The request: Here are some records; copy every line that holds the word "React".

Pages as source code

┄┄┄┄┄┄┄┄┄┄┄┄┄┄┄┄┄┄┄┄

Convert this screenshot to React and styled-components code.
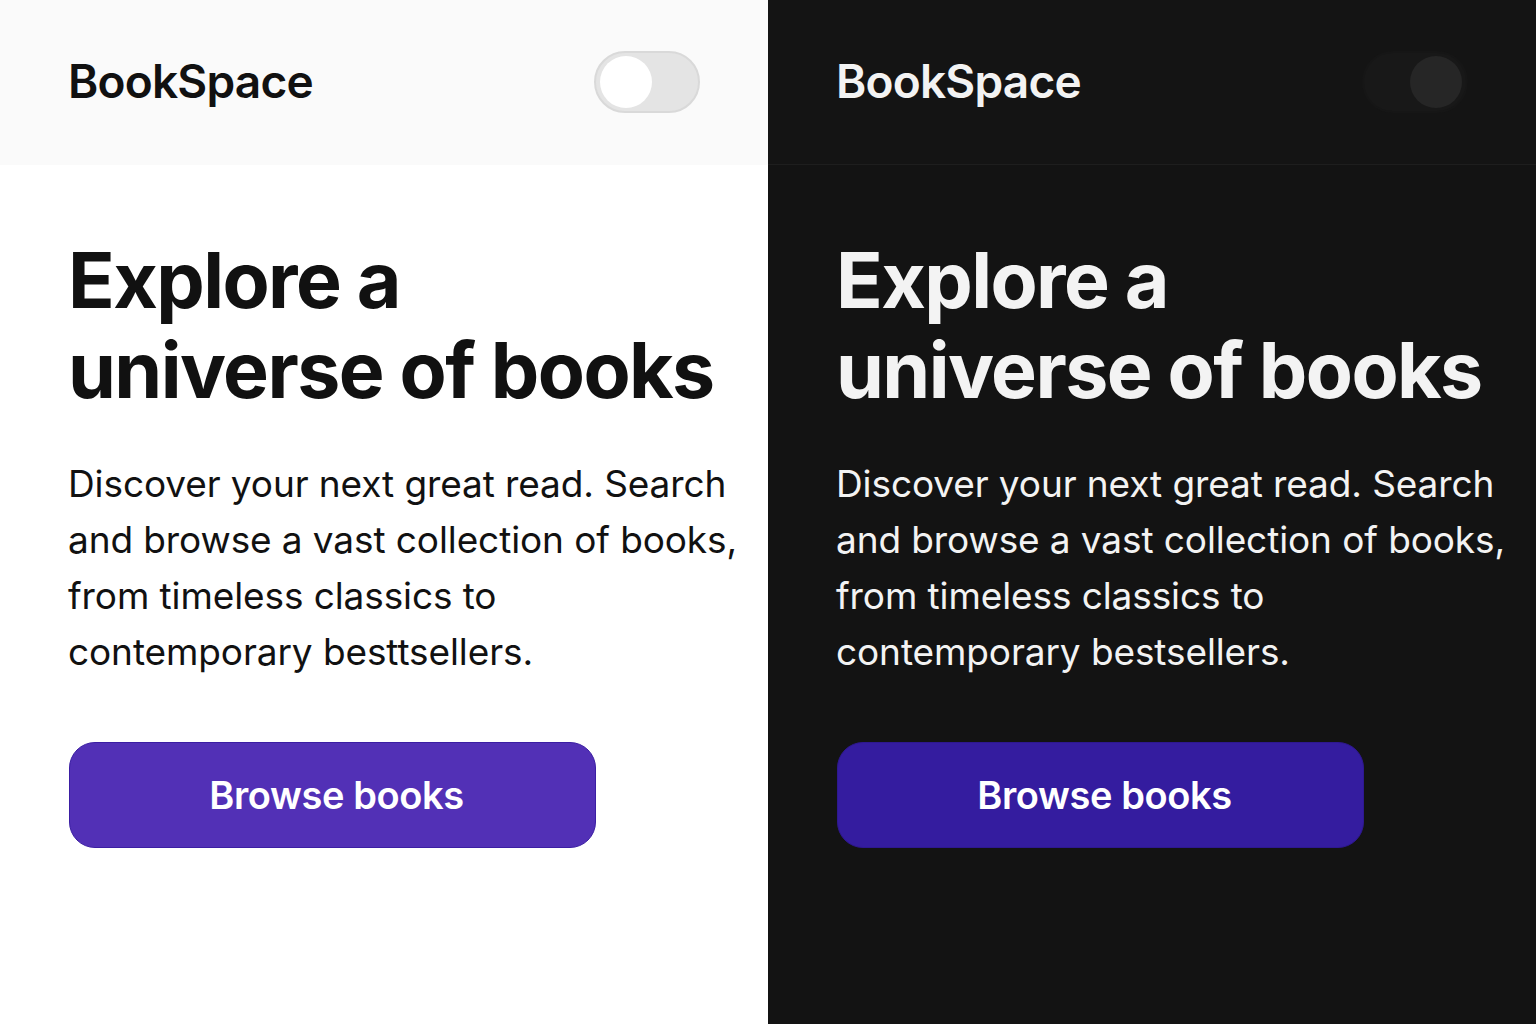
import React from "react";
import styled, { createGlobalStyle } from "styled-components";

const Global = createGlobalStyle`
  html, body {
    margin: 0;
    padding: 0;
    height: 100%;
  }
  body {
    font-family: "Inter", "Noto Sans", sans-serif;
    -webkit-font-smoothing: antialiased;
  }
  #root {
    height: 100%;
  }
`;

const themes = {
  light: {
    header: "#fafafa",
    body: "#ffffff",
    line: "#fafafa",
    text: "#111111",
    track: "#e4e4e4",
    trackBorder: "#d9d9d9",
    knob: "#ffffff",
    button: "#5230b6",
    buttonBorder: "#3b1ea3",
  },
  dark: {
    header: "#141414",
    body: "#131313",
    line: "#1e1e1e",
    text: "#f3f3f3",
    track: "#181818",
    trackBorder: "#161616",
    knob: "#262626",
    button: "#341c9f",
    buttonBorder: "#2e1890",
  },
};

const Split = styled.div`
  display: grid;
  grid-template-columns: 1fr 1fr;
  width: 1536px;
  height: 1024px;
  overflow: hidden;
`;

const Panel = styled.section`
  display: flex;
  flex-direction: column;
  min-width: 0;
  background: ${(p) => p.t.body};
  color: ${(p) => p.t.text};
`;

const Header = styled.header`
  height: 165px;
  box-sizing: border-box;
  padding: 0 68px;
  display: flex;
  align-items: center;
  justify-content: space-between;
  background: ${(p) => p.t.header};
  border-bottom: 1px solid ${(p) => p.t.line};
`;

const Logo = styled.div`
  font-size: 46px;
  font-weight: 600;
  letter-spacing: -0.8px;
  margin-top: -2px;
`;

const Toggle = styled.div`
  width: 106px;
  height: 62px;
  box-sizing: border-box;
  border-radius: 31px;
  background: ${(p) => p.t.track};
  border: 2px solid ${(p) => p.t.trackBorder};
  display: flex;
  align-items: center;
  justify-content: ${(p) => (p.on ? "flex-end" : "flex-start")};
  padding: 0 4px;
`;

const Knob = styled.span`
  width: 52px;
  height: 52px;
  border-radius: 50%;
  background: ${(p) => p.t.knob};
`;

const Content = styled.main`
  padding: 70px 68px 0;
  display: flex;
  flex-direction: column;
  align-items: flex-start;
  white-space: nowrap;
`;

const Title = styled.h1`
  margin: 0;
  font-size: 77px;
  line-height: 90px;
  font-weight: 700;
  letter-spacing: -1.6px;
`;

const Lead = styled.p`
  margin: 41px 0 0;
  font-size: 37px;
  line-height: 56px;
  font-weight: 400;
  letter-spacing: -0.1px;
`;

const Button = styled.button`
  margin-top: 62px;
  margin-left: 1px;
  width: 527px;
  height: 106px;
  border-radius: 26px;
  background: ${(p) => p.t.button};
  border: 1.5px solid ${(p) => p.t.buttonBorder};
  color: #ffffff;
  font-family: "Inter", "Noto Sans", sans-serif;
  font-size: 38px;
  font-weight: 600;
  letter-spacing: -0.4px;
  padding: 0 0 0 8px;
  cursor: pointer;
`;

const Side = ({ mode, last }) => {
  const t = themes[mode];
  return (
    <Panel t={t}>
      <Header t={t}>
        <Logo>BookSpace</Logo>
        <Toggle t={t} on={mode === "dark"}>
          <Knob t={t} />
        </Toggle>
      </Header>
      <Content>
        <Title>
          Explore a
          <br />
          universe of books
        </Title>
        <Lead>
          Discover your next great read. Search
          <br />
          and browse a vast collection of books,
          <br />
          from timeless classics to
          <br />
          contemporary {last}.
        </Lead>
        <Button t={t}>Browse books</Button>
      </Content>
    </Panel>
  );
};

export default function App() {
  return (
    <>
      <Global />
      <Split>
        <Side mode="light" last="besttsellers" />
        <Side mode="dark" last="bestsellers" />
      </Split>
    </>
  );
}
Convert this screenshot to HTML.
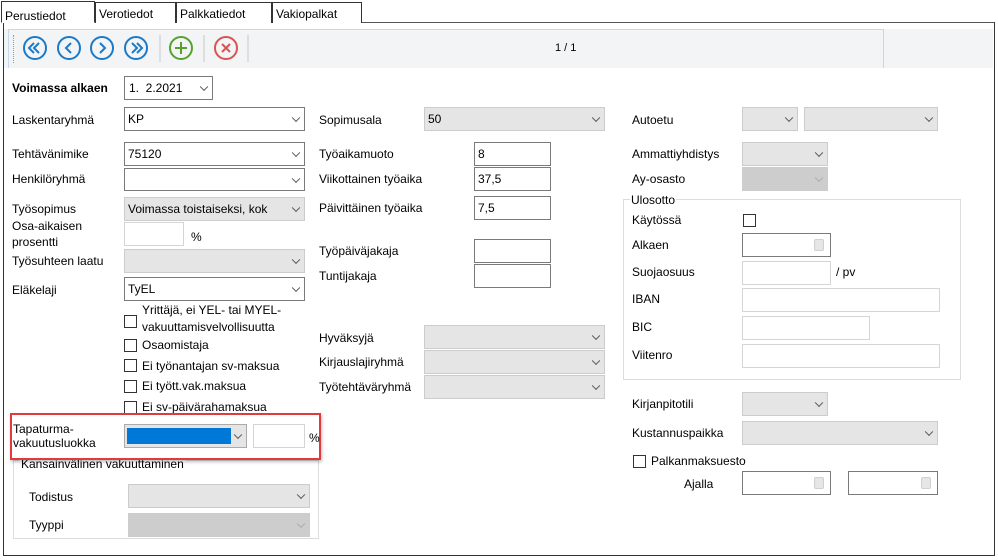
<!DOCTYPE html>
<html><head><meta charset="utf-8"><style>
*{box-sizing:border-box;margin:0;padding:0}
body{width:998px;height:560px;background:#fff;position:relative;overflow:hidden;font-family:"Liberation Sans",Arial,sans-serif;font-size:12px;color:#000}
div,span,i{position:absolute}
.l{white-space:nowrap;line-height:14px}
.b{border:1px solid #7a7a7a;background:#fff}
.d{border:1px solid #cccccc;background:#e5e5e5}
.dd{border:1px solid #cccccc;background:#cdcdcd}
.t{border:1px solid #7a7a7a;background:#fff}
.tl{border:1px solid #d5d5d5;background:#fff}
.v{right:5px;top:50%;width:6px;height:6px;border-right:1px solid #555;border-bottom:1px solid #555;transform:translateY(-70%) rotate(45deg)}
.dd .v{border-color:#aaa}
.x{left:3px;top:4px;line-height:14px;white-space:nowrap}
.c{width:13px;height:13px;border:1px solid #333;background:#fff}
.tab{top:2px;height:21px;border:1px solid #333;border-bottom:none;padding:4px 3px;background:#fff}
.cal{right:6px;top:5px;width:10px;height:12px;background:#e6e6e6;border:1px solid #d0d0d0;border-radius:2px}
</style></head><body>
<div style="left:3px;top:22px;width:992px;height:534px;border:1px solid #333;border-top:1px solid #555"></div>
<div class="tab" style="left:1px;top:1px;width:94px;height:22px;border-bottom:1px solid #fff;padding-top:7px">Perustiedot</div>
<div class="tab" style="left:95px;width:81px">Verotiedot</div>
<div class="tab" style="left:176px;width:96px">Palkkatiedot</div>
<div class="tab" style="left:272px;width:90px">Vakiopalkat</div>
<div style="left:4px;top:29px;width:989px;height:39px;background:#f3f4f6"></div>
<div style="left:8px;top:29px;width:876px;height:39px;border:1px solid #c6d6ec;border-bottom:none;background:#f3f4f6"></div>
<div style="left:13px;top:35px;height:28px;border-left:1px dotted #999"></div>
<svg style="position:absolute;left:0;top:0" width="998" height="80">
<g fill="none" stroke="#1a7ac8" stroke-width="2">
<circle cx="35" cy="48" r="11"/><circle cx="69" cy="48" r="11"/><circle cx="102" cy="48" r="11"/><circle cx="136" cy="48" r="11"/>
<path d="M34 43l-5 5 5 5M39 43l-5 5 5 5"/>
<path d="M71 43l-5 5 5 5"/>
<path d="M100 43l5 5-5 5"/>
<path d="M132 43l5 5-5 5M137 43l5 5-5 5"/>
</g>
<circle cx="181" cy="48" r="11" fill="none" stroke="#5aa02c" stroke-width="2"/>
<path d="M181 42v12M175 48h12" stroke="#5aa02c" stroke-width="2"/>
<circle cx="226" cy="48" r="11" fill="none" stroke="#d9534f" stroke-width="2"/>
<path d="M222 44l8 8M230 44l-8 8" stroke="#d9534f" stroke-width="2"/>
<path d="M160 35v27M204 35v27M248 35v27" stroke="#c8c8c8" stroke-width="1"/>
</svg>
<span class="l" style="left:555px;top:41px;font-size:11px">1 / 1</span>

<span class="l" style="left:12px;top:81px;font-weight:bold">Voimassa alkaen</span>
<div class="b" style="left:124px;top:76px;width:89px;height:24px"><span class="x" style="left:4px;top:4px">1.&nbsp; 2.2021</span><i class="v"></i></div>
<span class="l" style="left:12px;top:113px">Laskentaryhmä</span>
<div class="b" style="left:124px;top:107px;width:181px;height:24px"><span class="x">KP</span><i class="v"></i></div>
<span class="l" style="left:12px;top:147px">Tehtävänimike</span>
<div class="b" style="left:124px;top:142px;width:181px;height:24px"><span class="x">75120</span><i class="v"></i></div>
<span class="l" style="left:12px;top:172px">Henkilöryhmä</span>
<div class="b" style="left:124px;top:168px;width:181px;height:23px"><i class="v"></i></div>
<span class="l" style="left:12px;top:202px">Työsopimus</span>
<div class="d" style="left:124px;top:197px;width:181px;height:24px"><span class="x">Voimassa toistaiseksi, kok</span><i class="v"></i></div>
<span class="l" style="left:12px;top:219px">Osa-aikaisen</span>
<span class="l" style="left:12px;top:235px">prosentti</span>
<div class="tl" style="left:124px;top:222px;width:60px;height:24px"></div>
<span class="l" style="left:191px;top:230px">%</span>
<span class="l" style="left:12px;top:254px">Työsuhteen laatu</span>
<div class="d" style="left:124px;top:249px;width:181px;height:24px"><i class="v"></i></div>
<span class="l" style="left:12px;top:283px">Eläkelaji</span>
<div class="b" style="left:124px;top:277px;width:181px;height:24px"><span class="x">TyEL</span><i class="v"></i></div>
<div class="c" style="left:124px;top:315px"></div>
<span class="l" style="left:142px;top:303px">Yrittäjä, ei YEL- tai MYEL-</span>
<span class="l" style="left:142px;top:320px">vakuuttamisvelvollisuutta</span>
<div class="c" style="left:124px;top:339px"></div><span class="l" style="left:142px;top:338px">Osaomistaja</span>
<div class="c" style="left:124px;top:359px"></div><span class="l" style="left:142px;top:359px">Ei työnantajan sv-maksua</span>
<div class="c" style="left:124px;top:380px"></div><span class="l" style="left:142px;top:379px">Ei tyött.vak.maksua</span>
<div class="c" style="left:124px;top:401px"></div><span class="l" style="left:142px;top:400px">Ei sv-päivärahamaksua</span>

<div style="left:13px;top:460px;width:306px;height:79px;border:1px solid #dcdcdc"></div>
<span class="l" style="left:19px;top:457px;background:#fff;padding:0 2px">Kansainvälinen vakuuttaminen</span>
<div style="left:10px;top:413px;width:311px;height:47px;border:2px solid #e0393e;background:#fff;box-shadow:1px 2px 3px rgba(0,0,0,.25)"></div>
<span class="l" style="left:13px;top:422px">Tapaturma-</span>
<span class="l" style="left:13px;top:436px">vakuutusluokka</span>
<div class="d" style="left:124px;top:424px;width:123px;height:24px;border-color:#aaa"><div style="left:2px;top:3px;width:104px;height:16px;background:#0078d7"></div><i class="v"></i></div>
<div class="tl" style="left:253px;top:424px;width:52px;height:24px"></div>
<span class="l" style="left:309px;top:431px">%</span>
<span class="l" style="left:29px;top:490px">Todistus</span>
<div class="d" style="left:128px;top:484px;width:182px;height:24px"><i class="v"></i></div>
<span class="l" style="left:29px;top:518px">Tyyppi</span>
<div class="dd" style="left:128px;top:513px;width:182px;height:24px"><i class="v"></i></div>

<span class="l" style="left:319px;top:113px">Sopimusala</span>
<div class="d" style="left:424px;top:107px;width:181px;height:24px"><span class="x">50</span><i class="v"></i></div>
<span class="l" style="left:319px;top:147px">Työaikamuoto</span>
<div class="t" style="left:474px;top:142px;width:77px;height:24px"><span class="x">8</span></div>
<span class="l" style="left:319px;top:172px">Viikottainen työaika</span>
<div class="t" style="left:474px;top:167px;width:77px;height:24px"><span class="x">37,5</span></div>
<span class="l" style="left:319px;top:201px">Päivittäinen työaika</span>
<div class="t" style="left:474px;top:196px;width:77px;height:24px"><span class="x">7,5</span></div>
<span class="l" style="left:319px;top:244px">Työpäiväjakaja</span>
<div class="t" style="left:474px;top:239px;width:77px;height:24px"></div>
<span class="l" style="left:319px;top:269px">Tuntijakaja</span>
<div class="t" style="left:474px;top:264px;width:77px;height:24px"></div>
<span class="l" style="left:319px;top:331px">Hyväksyjä</span>
<div class="d" style="left:424px;top:325px;width:181px;height:24px"><i class="v"></i></div>
<span class="l" style="left:319px;top:355px">Kirjauslajiryhmä</span>
<div class="d" style="left:424px;top:350px;width:181px;height:24px"><i class="v"></i></div>
<span class="l" style="left:319px;top:380px">Työtehtäväryhmä</span>
<div class="d" style="left:424px;top:375px;width:181px;height:24px"><i class="v"></i></div>

<span class="l" style="left:632px;top:113px">Autoetu</span>
<div class="d" style="left:742px;top:107px;width:56px;height:24px"><i class="v"></i></div>
<div class="d" style="left:804px;top:107px;width:134px;height:24px"><i class="v"></i></div>
<span class="l" style="left:632px;top:147px">Ammattiyhdistys</span>
<div class="d" style="left:742px;top:142px;width:86px;height:24px"><i class="v"></i></div>
<span class="l" style="left:632px;top:172px">Ay-osasto</span>
<div class="dd" style="left:742px;top:167px;width:86px;height:24px"><i class="v"></i></div>
<div style="left:623px;top:199px;width:338px;height:181px;border:1px solid #dcdcdc"></div>
<span class="l" style="left:630px;top:193px;background:#fff;padding:0 1px">Ulosotto</span>
<span class="l" style="left:632px;top:213px">Käytössä</span>
<div class="c" style="left:743px;top:214px"></div>
<span class="l" style="left:632px;top:238px">Alkaen</span>
<div class="t" style="left:742px;top:233px;width:89px;height:24px"><i class="cal"></i></div>
<span class="l" style="left:632px;top:265px">Suojaosuus</span>
<div class="tl" style="left:742px;top:261px;width:89px;height:24px"></div>
<span class="l" style="left:836px;top:265px">/ pv</span>
<span class="l" style="left:632px;top:292px">IBAN</span>
<div class="tl" style="left:742px;top:288px;width:198px;height:24px"></div>
<span class="l" style="left:632px;top:320px">BIC</span>
<div class="tl" style="left:742px;top:316px;width:128px;height:24px"></div>
<span class="l" style="left:632px;top:348px">Viitenro</span>
<div class="tl" style="left:742px;top:344px;width:198px;height:24px"></div>
<span class="l" style="left:632px;top:397px">Kirjanpitotili</span>
<div class="d" style="left:742px;top:392px;width:86px;height:24px"><i class="v"></i></div>
<span class="l" style="left:632px;top:426px">Kustannuspaikka</span>
<div class="d" style="left:742px;top:421px;width:196px;height:24px"><i class="v"></i></div>
<div class="c" style="left:633px;top:455px"></div>
<span class="l" style="left:651px;top:454px">Palkanmaksuesto</span>
<span class="l" style="left:684px;top:477px">Ajalla</span>
<div class="t" style="left:742px;top:471px;width:89px;height:24px"><i class="cal"></i></div>
<div class="t" style="left:848px;top:471px;width:90px;height:24px"><i class="cal"></i></div>
</body></html>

┄┄┄┄┄┄┄┄┄┄┄┄┄┄┄┄┄┄┄┄

Solution to the exercise:
Convert this screenshot to React and styled-components code.
import React from "react";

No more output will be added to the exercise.